Let's say we want to find derivative dy/dW which is a matrix of the same size as W. We first start with a derivative of dy/dy which is just 1. Going back, we find that dy/dt is a vector with elements:

dy/dt[i] = t[i]

Then, using the chain rule, we find out that:

dy/ds[i] = dy/dt[i] * dt[i]/dt[i] = t[i] * 1 = t[i]

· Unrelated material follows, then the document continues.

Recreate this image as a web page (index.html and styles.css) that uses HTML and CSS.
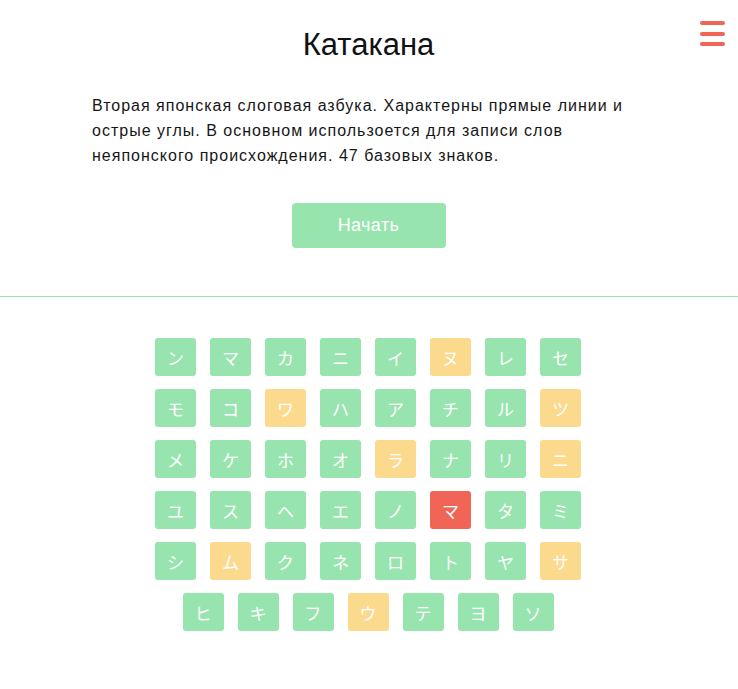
FILE: index.html
```html
<!DOCTYPE html>
<html lang="ru">
<head>
<meta charset="utf-8">
<title>Катакана</title>
<link rel="stylesheet" href="styles.css">
</head>
<body>
<header class="intro">
  <button class="menu" aria-label="Меню">
    <span class="menu-bar"></span>
    <span class="menu-bar"></span>
    <span class="menu-bar"></span>
  </button>
  <h1 class="title">Катакана</h1>
  <p class="desc">Вторая японская слоговая азбука. Характерны прямые линии и<br>острые углы. В основном использоется для записи слов<br>неяпонского происхождения. 47 базовых знаков.</p>
  <div class="actions"><button class="start">Начать</button></div>
</header>
<main class="board">
  <div class="tiles">
    <span class="tile">ン</span><span class="tile">マ</span><span class="tile">カ</span><span class="tile">ニ</span><span class="tile">イ</span><span class="tile warn">ヌ</span><span class="tile">レ</span><span class="tile">セ</span>
    <span class="tile">モ</span><span class="tile">コ</span><span class="tile warn">ワ</span><span class="tile">ハ</span><span class="tile">ア</span><span class="tile">チ</span><span class="tile">ル</span><span class="tile warn">ツ</span>
    <span class="tile">メ</span><span class="tile">ケ</span><span class="tile">ホ</span><span class="tile">オ</span><span class="tile warn">ラ</span><span class="tile">ナ</span><span class="tile">リ</span><span class="tile warn">ニ</span>
    <span class="tile">ユ</span><span class="tile">ス</span><span class="tile">ヘ</span><span class="tile">エ</span><span class="tile">ノ</span><span class="tile bad">マ</span><span class="tile">タ</span><span class="tile">ミ</span>
    <span class="tile">シ</span><span class="tile warn">ム</span><span class="tile">ク</span><span class="tile">ネ</span><span class="tile">ロ</span><span class="tile">ト</span><span class="tile">ヤ</span><span class="tile warn">サ</span>
    <span class="tile">ヒ</span><span class="tile">キ</span><span class="tile">フ</span><span class="tile warn">ウ</span><span class="tile">テ</span><span class="tile">ヨ</span><span class="tile">ソ</span>
  </div>
</main>
</body>
</html>
```
FILE: styles.css
```css
* { box-sizing: border-box; }
html, body { margin: 0; padding: 0; background: #fff; }
body {
  font-family: "Liberation Sans", Arial, sans-serif;
  color: #161616;
}
.intro {
  position: relative;
  padding: 27px 0 48px;
  border-bottom: 1px solid #98e3ae;
}
.menu {
  position: absolute;
  top: 21px;
  right: 13px;
  width: 25px;
  padding: 0;
  border: 0;
  background: none;
  display: flex;
  flex-direction: column;
  gap: 6.5px;
  cursor: pointer;
}
.menu-bar {
  display: block;
  height: 4px;
  border-radius: 2px;
  background: #f06555;
}
.title {
  margin: 0;
  text-align: center;
  font-weight: normal;
  font-size: 31px;
  line-height: 36px;
  padding-right: 1px;
  color: #111;
}
.desc {
  margin: 30px 0 0;
  padding: 0 20px 0 92px;
  font-size: 16px;
  letter-spacing: 1px;
  line-height: 25px;
}
.actions {
  margin-top: 35px;
  display: flex;
  justify-content: center;
  padding-right: 1px;
}
.start {
  width: 154px;
  height: 45px;
  border: 0;
  border-radius: 4px;
  background: #98e4ae;
  color: #fff;
  font-family: "Liberation Sans", Arial, sans-serif;
  font-size: 18px;
  letter-spacing: 0.4px;
  padding: 0;
}
.board {
  padding: 41px 0 40px;
}
.tiles {
  width: 442px;
  margin: 0 auto;
  padding-right: 2px;
  display: flex;
  flex-wrap: wrap;
  justify-content: center;
  row-gap: 13px;
}
.tile {
  width: 41px;
  height: 38px;
  margin: 0 7px;
  border-radius: 3px;
  background: #98e4ae;
  color: #fff;
  display: flex;
  align-items: center;
  justify-content: center;
  font-family: "Noto Sans CJK JP", sans-serif;
  font-size: 17px;
}
.tile.warn { background: #fbd98d; }
.tile.bad { background: #f06555; }
```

Interesting stuff starts when we try to find dy/dW since it involves an array with 3 dimensions (i.e. 3 indices):

dy/dW[j,k] = dy/ds[i] * ds[i]/dW[j, k]

We can express ds[i]/dW[j, k] (or any derivative of vector by matrix) using an index comparison trick (or using repeted indices as suggested in ahwillia/Einsum.jl#16, but let's ignore it for now):

ds[i]/dW[j, k] = (i == j) * x[k]

I.e. all components of the derivative where i != j will be zeros. Putting it into the chain rule, we get:

dy/dW[j,k] = dy/ds[i] * ds[i]/dW[j, k] = t[i] * (i == j) * x[k] = t[j] * x[k]

which is essentially an outer product of 2 vectors!

dy/dW = t * x'

So using only symbolic manipulations and no special simplification rules we've got fully vectorized output eligible for all kinds of optimizations (e.g. converting to BLAS).

Of course, this won't work that well for derivatives of higher order, e.g. dt/dW still can be expressed only using Einstein notation, but it's still better than most libraries for automatic or symbolic differentiation propose :)

commented

I am confused by dy/dt[i] = t[i] if y = sum(t). Shouldn't that be dy/dt[i] = 1. Or dy/dt[i] = t[i] if y = sum(t.^2)/2 ?

Ah, right! Thanks for the correction. Then, if I haven't missed anything again, we get:

dy/dt[i] = 1
dy/ds[i] = dy/dt[i] * dt[i]/dt[i] = 1 * 1 = 1
dy/dW[j,k] = dy/ds[i] * ds[i]/dW[j, k] = 1 * (i == j) * x[k] = (i == j) * x[k] = x[k]

i.e. for all j in J:

dy/dW[j,k] = x[k] 

which can be vectorized as:

dydW = repmat(x', 3)

(or somehow smarter)

I'll check it on a couple more examples, but I guess for most functions of form R^n -> R (i.e. most loss functions) we can generate fully vectorized code quite easily.

A note on the state of tensor differentiation. Currently multiplication of tensors up to rank 2 and elementwise operations are supported. Here's an example:

julia> ex = :(D[i,j] = A[i,k] * B[k,j] + log(C[i,j]))
:(D[i,j] = A[i,k] * B[k,j] + log(C[i,j]))

julia> using Espresso

julia> rdiff(ex, A=rand(3,2), B=rand(2, 3), C=rand(3,3))
3-element Array{Expr,1}:
 :(dD[i,j] / dA[k,l] = B[l,j] * (i == k))                 
 :(dD[i,j] / dB[k,l] = A[i,k] * (j == l))                 
 :(dD[i,j] / dC[k,l] = (1 / C[k,j]) * (j == l) * (i == k))

Where statements like i == k (I call them "guards", the name taken from Haskell) encode (in)dependencies between elements, e.g. dD[i,j] / dA[k,l] = B[l,j] * (i == k) means that D[i,j] depends on A[k,l] only when i == k, while for all other elements there's no dependency and derivative is zero.

Here's a new list of what needs to be done, mostly for me to keep track of these tasks:

  • conversion from vector to Einstein notation
  • conversion from Einstein to vector notation
  • support for constants; we should not search for derivatives of output w.r.t. constants
  • support for scalars; scalars are different from normal variables in that they do not have an index, e.g. C[i,j] = A[i, j] + 1
  • support for sum(x), mean(x), etc.; summation is very special for Einstein notation, one way to hande it is to transform sum(x) into x[i] * I[i], where I is a pseudo variable for which I[k] = 1.0 for any k
  • support inner product, c[] = a[i] * b[i]; outer product, e.g. c[i,j] = a[i] * b[j] is already supported
  • inner contraction; might be trivial or deadly hard, haven't thought about it at all yet
  • clean up, tests, documentation

I suppose inner product will also work if we can run eval(:(@einsum c[] := a[i] * b[i])), which currently produces an assertion error. @ahwillia does it fit into Einsum.jl (sorry if I have already asked it)?

Please, feel free to comment on existing items or add new ones.

Closing it since differentiation moved to XDiff.jl a long ago.